Restaurant Operator Follows in Parents’ Footsteps

When Cris Liang graduated from UCSD with a BS degree in structural engineering in the early 2000s, he never imagined he’d follow in his parents' footsteps and own his own restaurant years later. Chinese immigrants that settled in Mexico before relocating to San Diego, his mother and father owned their own food place, Palacio Royal, in Tijuana for nearly 30 years before retiring almost 10 years ago.

In 2014 after seven years working for a local geotechnical engineering firm, Liang, along with business partner Joon Lee, opened Common Theory Public House, located on Convoy Street. In 2018, he simultaneously launched Realm of the 52 Remedies, a speakeasy located right next door to Common, and Woomiok, an authentic Korean bone broth place also in Kearny Mesa, the Asian food hub of San Diego.
In 2019, pre-COVID-19, Liang had grown the revenue of his collective businesses, under parent companies JCL Investment (Common Theory and Realm) and LNA Restaurant Group (Woomiok), to roughly $3 million, he says. These days, the eateries are conducting about 75% of pre-pandemic sales numbers, conservatively.

His Own Growing Family
Much like his parents, the drive to delve into the food service industry was his own growing family, said Liang.
“I remember, I was about 30 years old, I had one baby then and felt like I was put against the ropes. I thought, ‘if I don’t do this now, take this shot, I might regret it for the rest of my life and might be too old to do any sort of comeback then," said Liang, now a father of two. "Joon was running his own fast food restaurant then and I was comfortable with the idea of owning my own restaurant because I grew up working in my parents’ place. Throughout high school and college, I paid for everything myself by working at restaurants, too, so I knew most of the positions well.”
With family loans and after dabbling with a few different concept ideas, Liang and Joon opened the 5,700 square foot Common Theory, a brewhouse inspired by the local craft beer scene.
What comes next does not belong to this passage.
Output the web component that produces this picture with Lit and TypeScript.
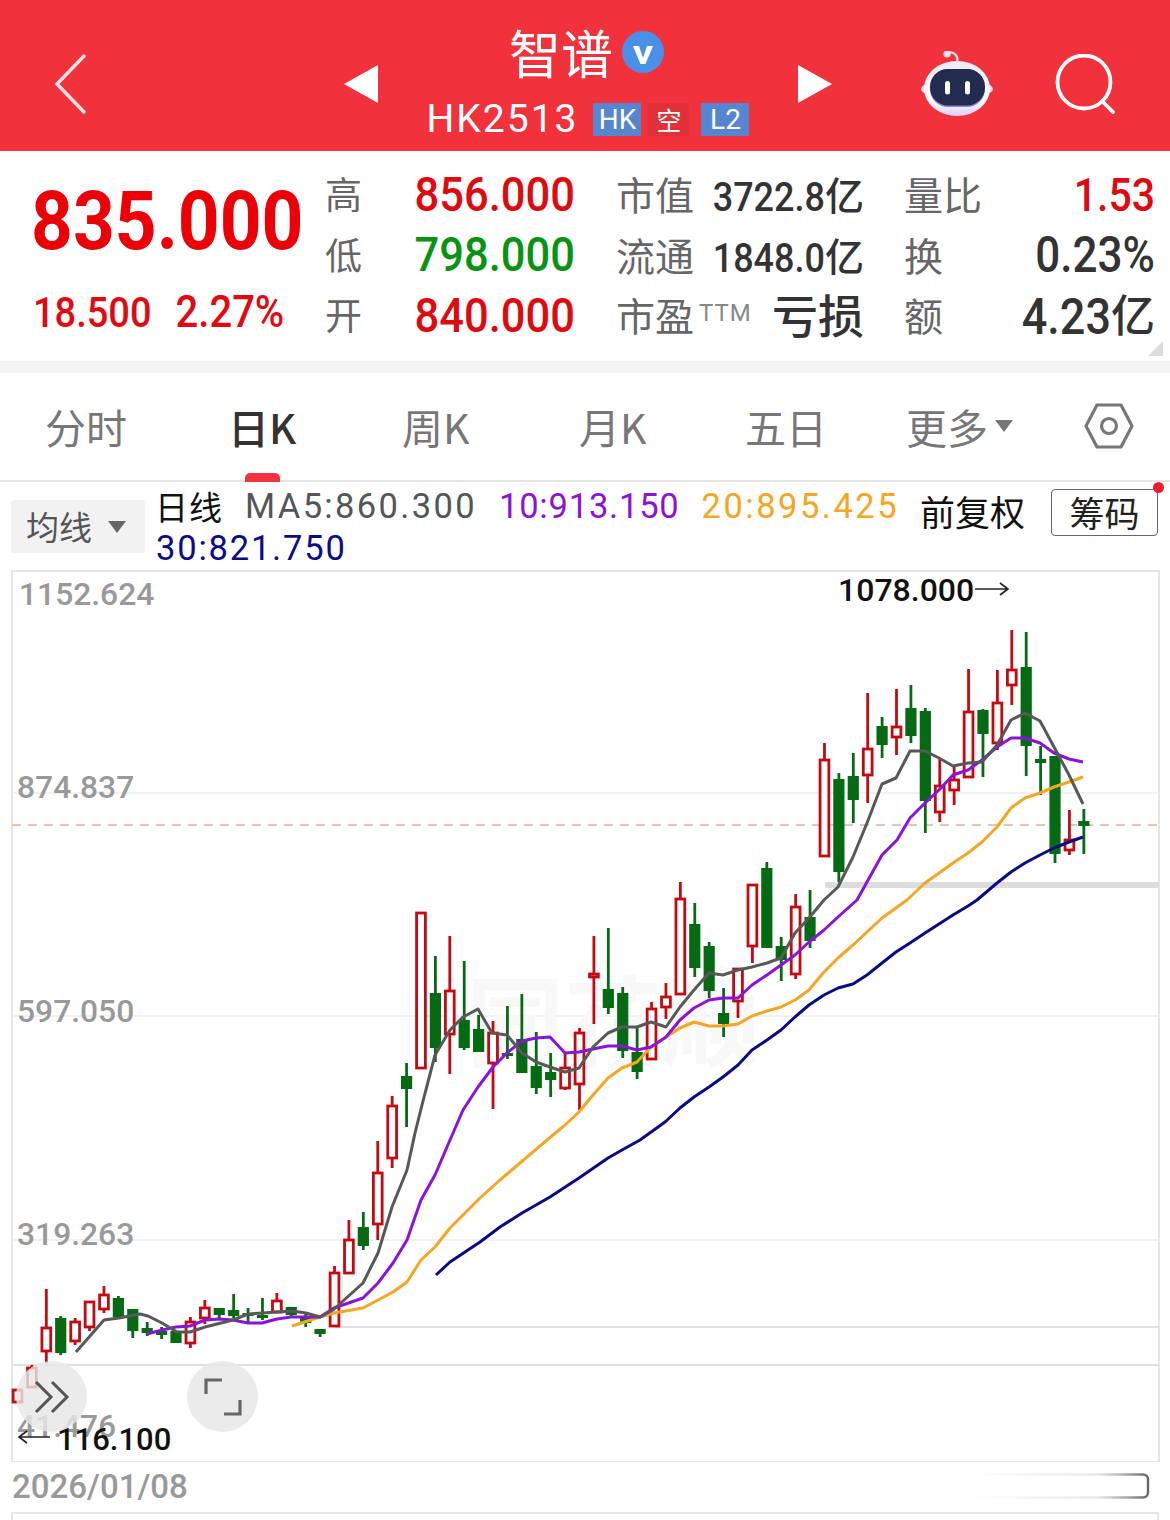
import { LitElement, html, css, svg } from "lit";
import { customElement } from "lit/decorators.js";

// [kind, high, bodyTop, bodyBottom, low]
const C: [string, number, number, number, number][] = [
  ["r",1390,1390,1402,1402],["r",1365,1368,1387,1387],["r",1289,1328,1351,1363],["g",1316,1318,1353,1355],
  ["r",1318,1322,1341,1345],["r",1302,1302,1327,1331],["r",1286,1295,1309,1313],["g",1296,1298,1317,1319],
  ["g",1309,1309,1331,1338],["g",1322,1328,1333,1336],["g",1327,1331,1335,1339],["g",1331,1331,1343,1343],
  ["r",1317,1322,1343,1348],["r",1300,1308,1318,1324],["g",1308,1308,1315,1319],["g",1294,1310,1316,1318],
  ["g",1308,1313,1316,1322],["g",1298,1315,1317,1320],["r",1293,1301,1312,1312],["g",1307,1307,1315,1317],
  ["g",1312,1318,1323,1327],["g",1329,1329,1334,1337],["r",1266,1273,1326,1326],["r",1220,1240,1273,1273],
  ["g",1212,1227,1246,1250],["r",1141,1173,1224,1240],["r",1096,1106,1158,1168],["g",1063,1076,1089,1127],
  ["r",913,913,1068,1068],["g",956,993,1048,1062],["r",936,991,1034,1074],["g",961,1020,1048,1050],
  ["g",1015,1029,1052,1052],["r",1021,1033,1063,1109],["g",1006,1053,1055,1059],["g",994,1039,1073,1073],
  ["g",1032,1066,1088,1094],["g",1053,1072,1080,1097],["r",1053,1068,1088,1090],["r",1028,1033,1084,1110],
  ["r",936,974,977,1024],["g",928,989,1008,1014],["g",987,993,1051,1058],["g",1028,1052,1072,1079],
  ["r",1002,1009,1059,1059],["r",983,997,1007,1019],["r",882,899,994,994],["g",903,924,968,977],
  ["g",942,946,991,998],["g",988,1013,1024,1037],["r",968,969,1001,1018],["r",885,885,946,963],
  ["g",862,868,948,948],["g",937,946,960,981],["r",894,907,974,979],["g",890,917,941,948],
  ["r",743,760,856,856],["g",773,779,872,882],["g",753,776,800,823],["r",693,749,775,803],
  ["g",717,726,745,758],["r",689,727,737,755],["g",685,708,736,743],["g",708,711,801,833],
  ["r",758,786,812,822],["r",767,780,790,805],["r",669,712,777,777],["g",709,710,734,777],
  ["r",670,703,743,750],["r",630,670,685,705],["g",632,667,746,776],["g",746,759,763,795],
  ["g",756,756,854,863],["r",810,840,850,855],["g",809,821,826,854],
];

const MA5 = "76,1352 104,1320 119,1318 140,1314 148,1316 162,1323 177,1332 190,1332 205,1327 233,1320 248,1314 263,1313 277,1312 292,1311 306,1313 320,1317 333,1310 363,1283 378,1253 392,1207 407,1170 415,1133 422,1105 435,1055 450,1030 463,1017 478,1009 492,1033 507,1035 522,1053 536,1062 550,1067 565,1072 579,1068 593,1047 608,1033 622,1027 637,1027 651,1022 666,1027 680,1007 694,990 709,973 723,975 738,970 752,967 767,963 781,958 795,933 809,918 824,900 838,887 853,857 867,823 882,784 896,778 910,751 925,751 939,758 953,766 968,763 982,762 997,745 1011,720 1025,713 1040,721 1054,747 1069,775 1083,804";
const MA10 = "147,1334 162,1330 176,1327 190,1326 205,1320 219,1319 233,1320 248,1323 262,1323 277,1319 291,1317 305,1317 320,1317 334,1308 363,1298 378,1283 393,1263 407,1240 421,1200 435,1175 450,1140 463,1110 478,1087 493,1067 507,1053 522,1041 536,1038 550,1037 565,1053 579,1052 593,1049 608,1046 622,1046 637,1050 651,1047 666,1037 680,1020 694,1008 709,1000 723,998 738,998 752,985 767,975 781,965 795,955 809,942 824,930 838,917 857,900 882,855 897,840 910,818 925,803 939,790 953,775 968,770 982,760 997,747 1011,738 1025,738 1040,743 1054,753 1069,759 1083,762";
const MA20 = "292,1326 320,1317 334,1313 363,1308 378,1300 393,1292 407,1282 421,1260 435,1247 450,1228 465,1213 480,1198 500,1180 547,1140 565,1125 579,1112 593,1095 608,1078 622,1068 637,1062 651,1047 666,1037 680,1028 694,1022 709,1026 723,1026 738,1024 752,1016 767,1011 781,1007 795,1000 809,990 824,972 838,958 853,945 867,932 882,918 896,908 907,900 925,883 939,873 953,863 968,853 982,842 997,827 1011,808 1025,798 1040,793 1054,787 1069,782 1083,777";
const MA30 = "436,1275 450,1262 465,1252 480,1242 500,1227 522,1213 550,1197 579,1178 608,1158 622,1150 640,1140 665,1122 680,1108 694,1097 709,1087 723,1077 738,1065 752,1050 767,1040 781,1030 795,1017 809,1005 824,995 838,988 853,984 867,975 882,963 896,952 910,943 925,933 939,924 953,915 968,906 977,900 997,883 1011,872 1025,863 1040,855 1054,848 1069,842 1083,837";

const RED = "#c40a10";
const GREEN = "#066a14";

@customElement("app-root")
export class AppRoot extends LitElement {
  static styles = css`
    :host { display: block; width: 1170px; height: 1520px; overflow: hidden; background: #fff;
      font-family: Roboto, "Noto Sans CJK SC", sans-serif; color: #333; }
    svg { display: block; }
    .din { display: inline-block; transform: scaleY(1.12); font-family: Roboto, sans-serif; }

    header { height: 151px; background: #f1323d; color: #fff; display: grid; align-items: center;
      grid-template-columns: 290px 34px 420px 123px 134px auto; padding-left: 54px; box-sizing: border-box; }
    .hi { margin-top: 16px; }
    .title { align-self: start; display: flex; flex-direction: column; align-items: center; padding-top: 26px; }
    .name { display: flex; align-items: center; gap: 9px; height: 52px; font: 400 52px/52px "Noto Sans CJK SC", sans-serif; margin-left: -3px; }
    .sub { display: flex; align-items: center; margin-top: 25px; height: 33px; }
    .code { font-size: 39px; letter-spacing: 2px; margin-right: 15px; line-height: 33px; }
    .tag { height: 33px; box-sizing: border-box; font-size: 28px; line-height: 33px; text-align: center; }
    .tag.b { width: 48px; background: #5686cf; }
    .tag.k { width: 41px; margin: 0 12px 0 7px; background: #e0303a; font: 400 25px/33px "Noto Sans CJK SC", sans-serif; }

    .quote { height: 210px; box-sizing: border-box; padding: 15px 0 0 31px; display: flex; position: relative; }
    .left { width: 294px; }
    .big { font-size: 73px; font-weight: 700; color: #ea0006; line-height: 78px; margin-top: 16px; }
    .chg { display: flex; gap: 24px; margin-top: 32px; padding-left: 2px; font-size: 38px; font-weight: 500; color: #e00a10; line-height: 40px; }
    .chg .p { font-size: 40px; }
    .qc { display: grid; grid-auto-rows: 60.5px; align-items: center; font-family: "Noto Sans CJK SC", sans-serif; }
    .qc1 { grid-template-columns: 37px 213px; }
    .qc2 { grid-template-columns: 70px 178px; margin-left: 41px; }
    .qc3 { grid-template-columns: 80px 171px; margin-left: 40px; }
    .l { font-size: 37px; color: #666; line-height: 44px; white-space: nowrap; margin-top: -6px; }
    .qc2 .l, .qc3 .l { font-size: 39px; }
    .ttm { font: 400 24px/24px Roboto, sans-serif; color: #888; vertical-align: 10px; margin-left: 5px; letter-spacing: 1px; }
    .v { text-align: right; white-space: nowrap; line-height: 44px; margin-top: 4px; }
    .v .din { font-size: 43.5px; font-weight: 500; }
    .re { color: #de0a10; }
    .gr { color: #089313; }
    .v.s .din { font-size: 36px; font-weight: 500; color: #333; }
    .yi { font-size: 39px; color: #333; font-weight: 500; }
    .v.m .din { font-size: 41px; font-weight: 500; color: #de0a10; }
    .v.m2 .din { font-size: 44px; font-weight: 500; color: #333; }
    .v.m3 .din { font-size: 45px; font-weight: 500; color: #333; }
    .v.m3 .yi { font-size: 44px; }
    .loss { font-size: 46px; font-weight: 500; color: #333; line-height: 44px; }
    .corner { position: absolute; right: 7px; bottom: 5px; width: 0; height: 0; border-style: solid; border-width: 0 0 15px 15px; border-color: transparent transparent #dcdcdc transparent; }
    .band { height: 12px; background: #f4f4f4; }

    .tabs { height: 109px; box-sizing: border-box; padding: 0 0 0 45px; border-bottom: 2px solid #e6e6e6; position: relative;
      display: grid; grid-template-columns: 183px 174px 177px 166px 161px 178px auto; align-items: center;
      font: 400 41px/48px "Noto Sans CJK SC", sans-serif; color: #777; }
    .tab { display: flex; align-items: center; white-space: nowrap; position: relative; margin-top: -2px; }
    .tab.on { color: #333; font-weight: 500; }
    .pill { position: absolute; left: 17px; top: 71px; width: 35px; height: 9px; border-radius: 5px 5px 0 0; background: #f2323f; }
    .more { margin-left: 7px; width: 0; height: 0; border-style: solid; border-width: 12px 9.5px 0 9.5px; border-color: #777 transparent transparent transparent; }
    .gear { margin-top: -2px; }

    .legend { height: 88px; box-sizing: border-box; position: relative; display: flex; padding-left: 11px; }
    .pick { margin-top: 18px; width: 134px; height: 53px; border-radius: 4px; background: #f2f2f2; display: flex; align-items: center;
      padding-left: 15px; box-sizing: border-box; font: 400 33px/53px "Noto Sans CJK SC", sans-serif; color: #555; }
    .pick i { margin-left: 16px; width: 0; height: 0; border-style: solid; border-width: 12px 9.5px 0 9.5px; border-color: #666 transparent transparent transparent; }
    .ma { width: 765px; margin-left: 11px; padding-top: 3px; display: flex; flex-wrap: wrap; align-content: flex-start; column-gap: 22px; font-size: 34.5px; line-height: 42px; white-space: nowrap; }
    .ma .d { font: 400 33px/42px "Noto Sans CJK SC", sans-serif; color: #111; margin-left: -1px; letter-spacing: 1px; }
    .m5 { color: #555; letter-spacing: 2.35px; }
    .m10 { color: #8b12dc; letter-spacing: .8px; }
    .m20 { color: #f5a623; letter-spacing: 2.5px; }
    .m30 { color: #0a0a8a; letter-spacing: 1.8px; }
    .adj { font: 400 35px/46px "Noto Sans CJK SC", sans-serif; color: #111; margin: 6px 0 0 -1px; width: 131px; white-space: nowrap; }
    .chip { width: 107px; height: 47px; margin-top: 7px; box-sizing: border-box; border: 1.5px solid #666; border-radius: 4px; text-align: center;
      font: 400 35px/43px "Noto Sans CJK SC", sans-serif; color: #222; position: relative; }
    .chip::after { content: ""; position: absolute; right: -7px; top: -8px; width: 11px; height: 11px; border-radius: 50%; background: #ef1c30; }

    .chart { position: relative; height: 892px; }
    .chart text { font-family: Roboto, sans-serif; }
    .yl { font-size: 31.8px; fill: #999; font-weight: 500; }
    .mark { font-size: 32px; fill: #111; font-weight: 500; }
    .mark.n { font-size: 31px; }
    .wm { font-family: "Noto Sans CJK SC", sans-serif !important; font-size: 98px; font-weight: 700; fill: #f8f8f8; }
    .fab { position: absolute; width: 71px; height: 71px; top: 791px; border-radius: 50%; background: rgba(230,230,230,.82); display: flex; align-items: center; justify-content: center; }
    .fab.a { left: 16px; }
    .fab.b { left: 187px; }

    .dates { height: 50px; padding-left: 12px; display: flex; align-items: center; justify-content: space-between; box-sizing: border-box; }
    .date { font-size: 33px; color: #999; font-weight: 500; margin-top: -2px; }
    .scroll { margin-right: 20px; margin-top: -2px; }
    .below { margin: 0 11px; height: 8px; border: 2px solid #e6e6e6; border-bottom: 0; box-sizing: border-box; }
  `;

  private candles() {
    return C.map(([k, hi, top, bot, lo], i) => {
      const x = 17.5 + 14.41 * i;
      const col = k === "r" ? RED : GREEN;
      return svg`
        ${hi < top ? svg`<line x1=${x} x2=${x} y1=${hi} y2=${top} stroke=${col} stroke-width="2.8"/>` : ""}
        ${lo > bot ? svg`<line x1=${x} x2=${x} y1=${bot} y2=${lo} stroke=${col} stroke-width="2.8"/>` : ""}
        ${k === "r"
          ? svg`<rect x=${x - 4.4} y=${top} width="8.8" height=${Math.max(bot - top, 2)} fill="#fff" stroke=${col} stroke-width="2.8"/>`
          : svg`<rect x=${x - 5.6} y=${top} width="11.2" height=${Math.max(bot - top, 3)} fill=${col}/>`}
      `;
    });
  }

  private robot() {
    return html`<svg width="72" height="66" viewBox="921 50 72 66">
      <defs>
        <linearGradient id="rh" x1="0" y1="0" x2="0" y2="1"><stop offset="0" stop-color="#efe9f8"/><stop offset=".7" stop-color="#ffffff"/><stop offset="1" stop-color="#dcd0f5"/></linearGradient>
      </defs>
      <path d="M947 52 C953 50 959 54 957 61" fill="none" stroke="#f3e6ee" stroke-width="2.2"/>
      <circle cx="947" cy="53" r="3.6" fill="#f6dfe6"/>
      <ellipse cx="957" cy="88" rx="36" ry="10" fill="#e6def6"/>
      <ellipse cx="957" cy="87.5" rx="33" ry="27.5" fill="url(#rh)"/>
      <rect x="930" y="68" width="55" height="38" rx="18" fill="#8f7fe0"/>
      <rect x="930" y="68" width="55" height="36.5" rx="18" fill="#212c4f"/>
      <rect x="945" y="80" width="5" height="13.5" rx="2.5" fill="#fff"/>
      <rect x="965" y="80" width="5" height="13.5" rx="2.5" fill="#fff"/>
    </svg>`;
  }

  render() {
    return html`
      <header>
        <svg class="hi" width="32" height="60" viewBox="0 0 32 60"><path d="M30 2 L3 30 L30 58" fill="none" stroke="#fbe3e4" stroke-width="3.4" stroke-linecap="round" stroke-linejoin="round"/></svg>
        <svg class="hi" width="34" height="38" viewBox="0 0 34 38"><path d="M34 0 V38 L0 19 Z" fill="#fff"/></svg>
        <div class="title">
          <div class="name">智谱
            <svg width="42" height="42" viewBox="0 0 42 42"><circle cx="21" cy="21" r="21" fill="#4a90e6"/><path d="M11 15 h6 l4 12 l4 -12 h6 l-7.5 18 h-5 Z" fill="#fff"/></svg>
          </div>
          <div class="sub"><span class="code">HK2513</span><span class="tag b">HK</span><span class="tag k">空</span><span class="tag b">L2</span></div>
        </div>
        <svg class="hi" width="34" height="38" viewBox="0 0 34 38"><path d="M0 0 V38 L34 19 Z" fill="#fff"/></svg>
        <div class="hi">${this.robot()}</div>
        <svg class="hi" width="60" height="60" viewBox="0 0 60 60"><circle cx="29" cy="28" r="26.5" fill="none" stroke="#fff" stroke-width="3.8"/><path d="M47 47 L58 58" stroke="#fff" stroke-width="3.8" stroke-linecap="round"/></svg>
      </header>

      <section class="quote">
        <div class="left">
          <div class="big din">835.000</div>
          <div class="chg"><span class="din">18.500</span><span class="din p">2.27%</span></div>
        </div>
        <div class="qc qc1">
          <span class="l">高</span><span class="v"><span class="din re">856.000</span></span>
          <span class="l">低</span><span class="v"><span class="din gr">798.000</span></span>
          <span class="l">开</span><span class="v"><span class="din re">840.000</span></span>
        </div>
        <div class="qc qc2">
          <span class="l">市值</span><span class="v s"><span class="din">3722.8</span><span class="yi">亿</span></span>
          <span class="l">流通</span><span class="v s"><span class="din">1848.0</span><span class="yi">亿</span></span>
          <span class="l">市盈<span class="ttm">TTM</span></span><span class="v"><span class="loss">亏损</span></span>
        </div>
        <div class="qc qc3">
          <span class="l">量比</span><span class="v m"><span class="din">1.53</span></span>
          <span class="l">换</span><span class="v m2"><span class="din">0.23%</span></span>
          <span class="l">额</span><span class="v m3"><span class="din">4.23</span><span class="yi">亿</span></span>
        </div>
        <div class="corner"></div>
      </section>
      <div class="band"></div>

      <nav class="tabs">
        <div class="tab">分时</div>
        <div class="tab on">日K<span class="pill"></span></div>
        <div class="tab">周K</div>
        <div class="tab">月K</div>
        <div class="tab">五日</div>
        <div class="tab">更多<i class="more"></i></div>
        <svg class="gear" width="50" height="46" viewBox="0 0 50 46"><path d="M13 2 H37 L48 23 L37 44 H13 L2 23 Z" fill="none" stroke="#777" stroke-width="3.2" stroke-linejoin="round"/><circle cx="25" cy="23" r="7.5" fill="none" stroke="#777" stroke-width="3.2"/></svg>
      </nav>

      <div class="legend">
        <div class="pick">均线<i></i></div>
        <div class="ma">
          <span class="d">日线</span><span class="m5">MA5:860.300</span><span class="m10">10:913.150</span><span class="m20">20:895.425</span><span class="m30">30:821.750</span>
        </div>
        <div class="adj">前复权</div>
        <div class="chip">筹码</div>
      </div>

      <div class="chart">
        <svg width="1170" height="892" viewBox="0 570 1170 892">
          <rect x="12" y="571" width="1147" height="891" fill="#fff" stroke="#e6e6e6" stroke-width="2"/>
          <line x1="12" x2="1159" y1="793" y2="793" stroke="#ececec" stroke-width="1.5"/>
          <line x1="12" x2="1159" y1="1016" y2="1016" stroke="#ececec" stroke-width="1.5"/>
          <line x1="12" x2="1159" y1="1240" y2="1240" stroke="#ececec" stroke-width="1.5"/>
          <line x1="334" x2="1159" y1="1327" y2="1327" stroke="#e0e0e0" stroke-width="2"/>
          <line x1="12" x2="1159" y1="1365" y2="1365" stroke="#e0e0e0" stroke-width="2"/>
          <line x1="825" x2="1159" y1="885" y2="885" stroke="#dcdcdc" stroke-width="6"/>
          <line x1="12" x2="1159" y1="825" y2="825" stroke="#dcb79a" stroke-width="1.5" stroke-dasharray="9 7"/>
          <text class="wm" x="466" y="1058">同花顺</text>
          <text class="yl" x="19" y="605">1152.624</text>
          <text class="yl" x="17" y="798">874.837</text>
          <text class="yl" x="17" y="1022">597.050</text>
          <text class="yl" x="17" y="1245">319.263</text>
          <text class="yl" x="17" y="1437">41.476</text>
          ${this.candles()}
          <polyline points=${MA30} fill="none" stroke="#0a0a85" stroke-width="3" stroke-linejoin="round"/>
          <polyline points=${MA20} fill="none" stroke="#f5a623" stroke-width="3" stroke-linejoin="round"/>
          <polyline points=${MA10} fill="none" stroke="#8b12dc" stroke-width="3" stroke-linejoin="round"/>
          <polyline points=${MA5} fill="none" stroke="#585858" stroke-width="3" stroke-linejoin="round"/>
          <text class="mark" x="838" y="601">1078.000</text>
          <path d="M975 589 H1008 M1000 583 L1008 589 L1000 595" fill="none" stroke="#222" stroke-width="1.6"/>
          <text class="mark n" x="57" y="1450">116.100</text>
          <path d="M19 1437 H50 M27 1431 L19 1437 L27 1443" fill="none" stroke="#222" stroke-width="1.6"/>
        </svg>
        <div class="fab a"><svg width="36" height="36" viewBox="0 0 36 36"><path d="M2 3 L17 18 L2 33 M18 3 L33 18 L18 33" fill="none" stroke="#555" stroke-width="3"/></svg></div>
        <div class="fab b"><svg width="38" height="38" viewBox="0 0 38 38"><path d="M2 16 V2 H18 M36 22 V36 H20" fill="none" stroke="#666" stroke-width="3.2"/></svg></div>
      </div>

      <div class="dates">
        <span class="date">2026/01/08</span>
        <svg class="scroll" width="180" height="26" viewBox="0 0 180 26">
          <defs><linearGradient id="sb"><stop offset="0" stop-color="#999" stop-opacity="0"/><stop offset=".7" stop-color="#aaa" stop-opacity=".25"/><stop offset="1" stop-color="#666"/></linearGradient></defs>
          <rect x="1" y="1.5" width="177" height="23" rx="5" fill="none" stroke="url(#sb)" stroke-width="2.4"/>
        </svg>
      </div>
      <div class="below"></div>
    `;
  }
}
When the 2,700 square foot Thai restaurant next door closed, Liang immediately took over the lease and turned it into an apothecary-styled venue, resembling a Chinese herbal shop.

Think Outside the Box
Elsewhere, Woomiok is 2,800 square feet and is owned with two additional partners. It specializes in traditional Korean bone broth, said Liang. The gastronomic approach was made in order to differentiate Woomiok from other Asian food places in town, he said, and to introduce something new and authentic to the local culinary scene.
For Lee, it is precisely this idea of thinking outside the box that has made all three of his and Liang’s offerings successful.
“I think setting higher standards for food quality, consistency and cleanliness is important,” he said. “The actual outcome will always hover around lower than the standards held by us."